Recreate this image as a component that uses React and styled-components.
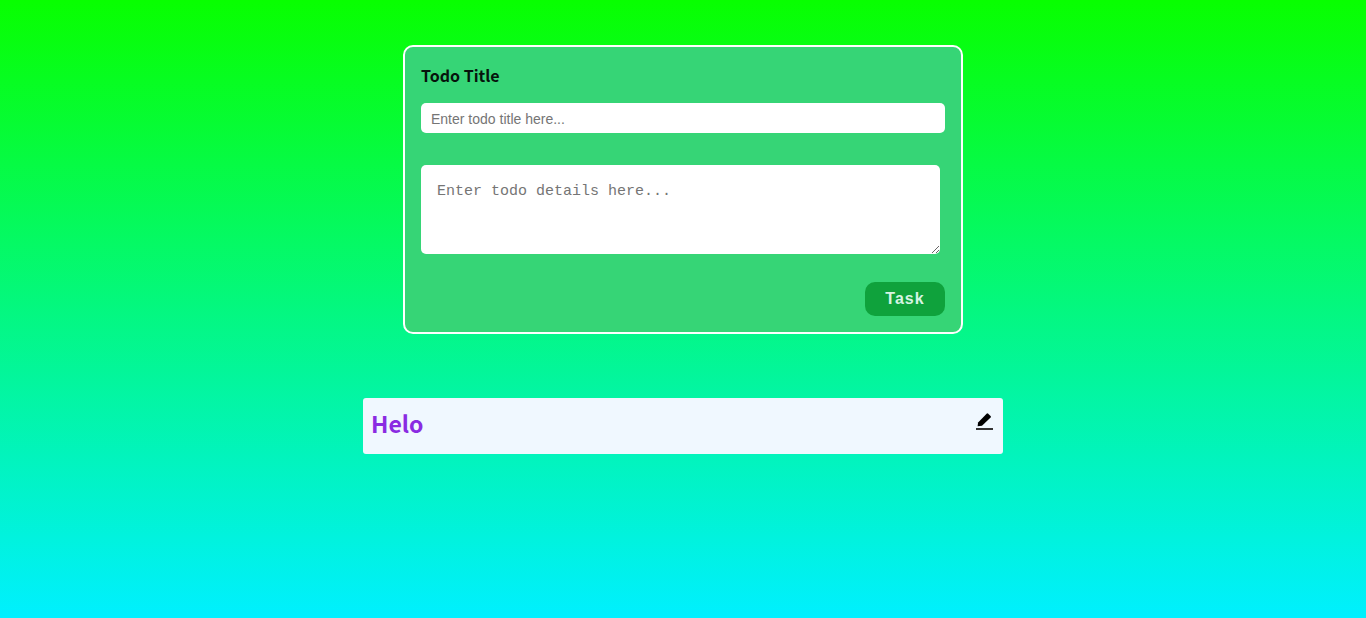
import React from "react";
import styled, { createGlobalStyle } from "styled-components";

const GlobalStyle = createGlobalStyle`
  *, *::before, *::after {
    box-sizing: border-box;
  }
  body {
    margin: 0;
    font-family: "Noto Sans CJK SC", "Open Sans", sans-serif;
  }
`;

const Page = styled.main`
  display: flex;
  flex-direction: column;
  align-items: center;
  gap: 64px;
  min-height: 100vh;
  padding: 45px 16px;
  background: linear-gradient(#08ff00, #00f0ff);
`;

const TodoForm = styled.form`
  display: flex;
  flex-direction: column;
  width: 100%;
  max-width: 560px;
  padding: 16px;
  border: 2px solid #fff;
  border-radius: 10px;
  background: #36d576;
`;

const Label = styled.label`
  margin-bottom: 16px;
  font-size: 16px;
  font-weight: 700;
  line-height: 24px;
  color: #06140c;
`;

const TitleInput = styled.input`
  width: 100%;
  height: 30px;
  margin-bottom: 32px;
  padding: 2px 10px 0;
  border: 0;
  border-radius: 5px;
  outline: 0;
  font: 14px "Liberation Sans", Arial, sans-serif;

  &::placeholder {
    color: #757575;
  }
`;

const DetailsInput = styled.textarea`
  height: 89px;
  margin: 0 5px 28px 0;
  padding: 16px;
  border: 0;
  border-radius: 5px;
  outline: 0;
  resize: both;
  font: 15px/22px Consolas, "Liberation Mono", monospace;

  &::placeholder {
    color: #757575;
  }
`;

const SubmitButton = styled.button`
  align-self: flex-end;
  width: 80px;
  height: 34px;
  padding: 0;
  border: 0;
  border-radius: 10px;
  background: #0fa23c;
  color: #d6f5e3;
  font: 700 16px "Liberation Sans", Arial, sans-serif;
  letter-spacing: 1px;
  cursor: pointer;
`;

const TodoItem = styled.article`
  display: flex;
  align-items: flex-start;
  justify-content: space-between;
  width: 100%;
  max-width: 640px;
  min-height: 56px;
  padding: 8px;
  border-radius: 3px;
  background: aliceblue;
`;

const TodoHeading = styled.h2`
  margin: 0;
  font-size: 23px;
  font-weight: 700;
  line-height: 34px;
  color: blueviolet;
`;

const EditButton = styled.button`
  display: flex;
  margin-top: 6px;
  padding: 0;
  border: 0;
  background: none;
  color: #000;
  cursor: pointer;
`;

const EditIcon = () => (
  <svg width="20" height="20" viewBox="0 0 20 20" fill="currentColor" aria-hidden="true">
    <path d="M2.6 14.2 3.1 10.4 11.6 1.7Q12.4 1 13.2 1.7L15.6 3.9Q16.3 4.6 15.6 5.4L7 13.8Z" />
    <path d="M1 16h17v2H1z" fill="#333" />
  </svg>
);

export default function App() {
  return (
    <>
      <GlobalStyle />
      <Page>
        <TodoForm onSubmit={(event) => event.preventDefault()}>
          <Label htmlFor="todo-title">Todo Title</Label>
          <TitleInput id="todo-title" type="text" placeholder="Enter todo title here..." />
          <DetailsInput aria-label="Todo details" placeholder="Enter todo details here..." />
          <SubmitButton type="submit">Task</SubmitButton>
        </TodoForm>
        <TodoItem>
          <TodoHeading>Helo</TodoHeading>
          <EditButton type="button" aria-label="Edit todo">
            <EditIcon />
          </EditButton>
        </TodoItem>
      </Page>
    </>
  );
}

Brief -
Pick out the lines containing the string "styled" and show them.

Right answer -
Recreate this image as a component that uses React and styled-components.
import styled, { createGlobalStyle } from "styled-components";
const Page = styled.main`
const TodoForm = styled.form`
const Label = styled.label`
const TitleInput = styled.input`
const DetailsInput = styled.textarea`
const SubmitButton = styled.button`
const TodoItem = styled.article`
const TodoHeading = styled.h2`
const EditButton = styled.button`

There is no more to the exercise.